While I again technically failed a resolution I still hold my head high. I managed to read eight books which is nothing to scoff at and this resolution is definitely something that I want to continue into 2018.
Release an app
I don't want to spend a lot of time writing about this because I basically never thought about it throughout all of 2017. You can look back at all of my monthly retrospectives and see that for each one of them I wrote almost nothing about this resolution.
I think this falls into a similar vein as to why I failed the "become conversational in another language" resolution. I simply had no motivation towards it and never prioritized it. It was always easier to pick up a game or a book or watch TV then try to spend time practicing a language or programming an app.
However, looking back at 2017 I realize that this is probably the most important resolution I made with the possible exception of improving my health. I didn't write about this on my blog but I had a lot of trouble with work and and a lot of doubt about where my career was going. I think this was the primary reason why after a long day at the office I did not want to come home and program for fun. I am sure there are a number of people reading this yelling at their screens right that this is exactly why you should program for fun. If you don't then that feeling your have at work will eventually poison an activity that you once enjoyed.
This is why I think hobby programming is going to be one of my most important resolutions for next year. I need to take back control of not only where my career could go but a hobby that I once found extremely engaging to do in my spare time.
Do not indulge in time killing activities
Another horrible resolution I was absolutely doomed to fail. I probably failed this one in my first week. I think the main reason was because leisure time was not something I accounted for. In my mind every second of every day should relate to one of my resolutions in some manner. That is absolutely bonkers because I am not a machine. There are undoubtably going to be times where I just need to relax.
I think my December 2017 retrospective talked about this best. I finally realized at the end of the year that so many things I was counting as "time killing activities" just weren't that. Watching TV or reading manga should be totally fine. It was doing it in excess that was my problem. I mentioned in my 2017 resolutions I was going to get a Hobonichi Techo journal to help better plan out my days. Every morning I was to make a list of three to five things I wanted to complete by the end of the day so there was never a question about what I should spend my time with next. Perhaps unsurprisingly I stopped doing this near the end of the year and the amount of time I "wasted" just happened to go up. I don't think this is a coincidence.
Again I am not saying I need to be some sort of robot that never wastes time. It is going to happen no matter what, particularly when my mind is fried. I need to take precautions so I can try to minimize this amount of "wasted time". I hope that going back to writing daily goals in my Hobonichi Techo journal will help immensely if I ensure those goals are a balanced mix between work and play.
It is time to hold myself accountable
I wrote a retrospective every month and I think they served their purpose quite well. They allowed me to recognize what I was doing right, what I was doing wrong and adjust my goals accordingly. I very much enjoyed writing them and plan to continue on writing them in 2018.

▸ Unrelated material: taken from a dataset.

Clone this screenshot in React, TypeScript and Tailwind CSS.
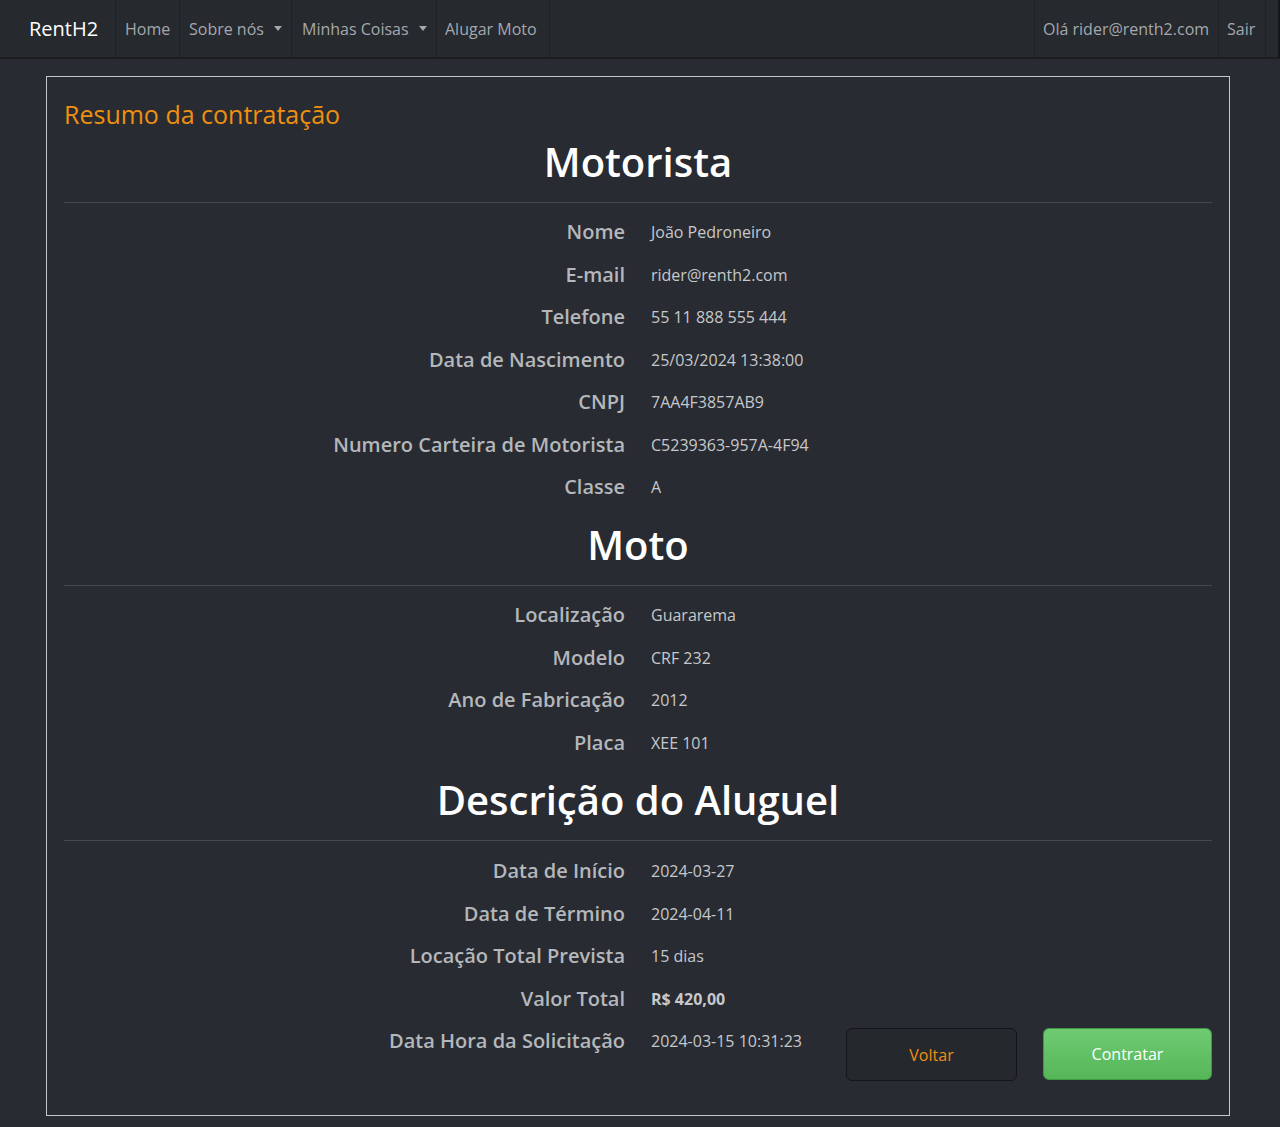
import React from "react";

const font = { fontFamily: '"Open Sans", "Noto Sans", sans-serif' };

function Caret() {
  return (
    <span className="ml-[10px] inline-block w-0 h-0 border-l-[4px] border-r-[4px] border-t-[5px] border-l-transparent border-r-transparent border-t-[#a4a8ad] align-middle" />
  );
}

function Row({ label, value, bold }: { label: string; value: string; bold?: boolean }) {
  return (
    <div className="flex h-[42.5px] items-center">
      <div className="w-[574px] pr-[13px] text-right text-[20px] font-semibold text-[#b4b7bb]">{label}</div>
      <div className={"pl-[13px] text-[16px] text-[#c6c8cb] " + (bold ? "font-bold" : "")}>{value}</div>
    </div>
  );
}

function Section({ title, rows }: { title: string; rows: [string, string][] }) {
  return (
    <div>
      <div className="h-[58px] flex items-center justify-center text-[40px] font-semibold text-white leading-none">{title}</div>
      <div className="mt-[11px] h-px bg-[#45484e]" />
      <div className="mt-[8px]">
        {rows.map(([l, v]) => (
          <Row key={l} label={l} value={v} />
        ))}
      </div>
    </div>
  );
}

export default function App() {
  return (
    <div className="min-h-[1127px] w-[1280px] bg-[#282b31]" style={font}>
      <nav className="h-[59px] flex bg-[#26292e] border-b-2 border-[#1b1d21] border-r-2 border-r-[#15171a]">
        <div className="w-[116px] pl-[29px] flex items-center text-[20px] text-white border-r border-[#1f2125]">RentH2</div>
        <div className="w-[64px] flex items-center pl-[9px] text-[16px] text-[#a4a8ad] border-r border-[#1f2125]">Home</div>
        <div className="w-[112px] flex items-center pl-[9px] text-[16px] text-[#a4a8ad] border-r border-[#1f2125]">Sobre nós<Caret /></div>
        <div className="w-[145px] flex items-center pl-[10px] text-[16px] text-[#a4a8ad] border-r border-[#1f2125]">Minhas Coisas<Caret /></div>
        <div className="w-[113px] flex items-center pl-[8px] text-[16px] text-[#a4a8ad] border-r border-[#1f2125]">Alugar Moto</div>
        <div className="flex-1" />
        <div className="w-[185px] flex items-center pl-[8px] text-[16px] text-[#a4a8ad] border-l border-r border-[#1f2125]">Olá rider@renth2.com</div>
        <div className="w-[47px] flex items-center pl-[8px] text-[16px] text-[#a4a8ad] border-r border-[#1f2125]">Sair</div>
        <div className="w-[12px]" />
      </nav>
      <div className="pt-[17px] pb-[12px]">
        <div className="ml-[46px] w-[1184px] border border-[#c4c6c9] px-[17px] pt-[20px] pb-[34px]">
          <div className="h-[36px] flex items-center text-[25px] text-[#f0900f]">Resumo da contratação</div>
          <Section
            title="Motorista"
            rows={[
              ["Nome", "João Pedroneiro"],
              ["E-mail", "rider@renth2.com"],
              ["Telefone", "55 11 888 555 444"],
              ["Data de Nascimento", "25/03/2024 13:38:00"],
              ["CNPJ", "7AA4F3857AB9"],
              ["Numero Carteira de Motorista", "C5239363-957A-4F94"],
              ["Classe", "A"],
            ]}
          />
          <div className="mt-[7.5px]">
            <Section
              title="Moto"
              rows={[
                ["Localização", "Guararema"],
                ["Modelo", "CRF 232"],
                ["Ano de Fabricação", "2012"],
                ["Placa", "XEE 101"],
              ]}
            />
          </div>
          <div className="mt-[7px]">
            <div className="h-[58px] flex items-center justify-center text-[40px] font-semibold text-white leading-none">Descrição do Aluguel</div>
            <div className="mt-[11px] h-px bg-[#45484e]" />
            <div className="mt-[9px]">
              <Row label="Data de Início" value="2024-03-27" />
              <Row label="Data de Término" value="2024-04-11" />
              <Row label="Locação Total Prevista" value="15 dias" />
              <Row label="Valor Total" value="R$ 420,00" bold />
              <div className="flex">
                <div className="w-[574px] h-[42.5px] flex items-center justify-end pr-[13px] text-[20px] font-semibold text-[#b4b7bb]">Data Hora da Solicitação</div>
                <div className="h-[42.5px] w-[208px] pl-[13px] flex items-center text-[16px] text-[#c6c8cb]">2024-03-15 10:31:23</div>
                <div className="flex gap-[26px] pt-[8px]">
                  <button className="w-[171px] h-[53px] rounded-[6px] border border-[#141518] bg-[#25282d] text-[16px] text-[#ef8f14]">Voltar</button>
                  <button className="w-[169px] h-[52px] rounded-[6px] border border-[#3f9a42] bg-gradient-to-b from-[#6fcb72] to-[#55b658] text-[16px] text-white">Contratar</button>
                </div>
              </div>
            </div>
          </div>
        </div>
      </div>
    </div>
  );
}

How many of the nine resolutions I made did I end up keeping? If we are going by the letter of the law then only launching my blog and holding myself accountable were up-kept. However if we loosen the requirements and look at the spirit of the resolution then I would say I managed to keep five of the nine. I think 15% body fat, become conversational in another language, release an app and don't indulge in time killing activities were the four resolutions that I horribly failed at.
What have I learned from trying to keep my 2017 resolutions?
- Don't set resolutions that can be failed. Set resolutions that are able to be constantly strived for and even evolve over the course of the year. They are there to push you towards improvement. Not to be a noose around your neck.
- Try not to make specific metrics a part of the resolution. Maybe they can be subgoals or something but when they are the crux of a resolution it becomes a very easy failure point and can be demoralizing. The 15% body fat and read 12 books in a year are good examples of this. Ask what is the true goal you were trying to reach instead.
- Before making a resolution look deep within yourself and be confident that you will have the drive and motivation to see it through in the slightest. I don't want to see any more resolutions like release an app or become conversational in another language. I do not want to write such negative retrospectives next year.
- Be realistic. Even if I was driven I don't think becoming conversational in a language was reasonable if I was not immersing myself in it on a daily basis. This resolution could have been phrased better such that it would have still been pushing me towards being conversational but with a more realstic end goal for the end of the year.
- Don't be as prescriptive with timelines. "Do X every month" sometimes ended up with me rushing to do that thing in the last week of the month which was rarely productive. Typically these resolutions are suppose to be worked on constantly throughout the entire year. My monthly retrospectives should keep me in check if I am letting something slide. Missing reading a book that month or playing a game should not have been an issue.
So that is it. 2017 is over and 2018 feels like it is already well on its way. I hope to write my 2018 resolutions in the coming week and have them posted so my January 2018 retrospective can start setting goals that will push me towards them.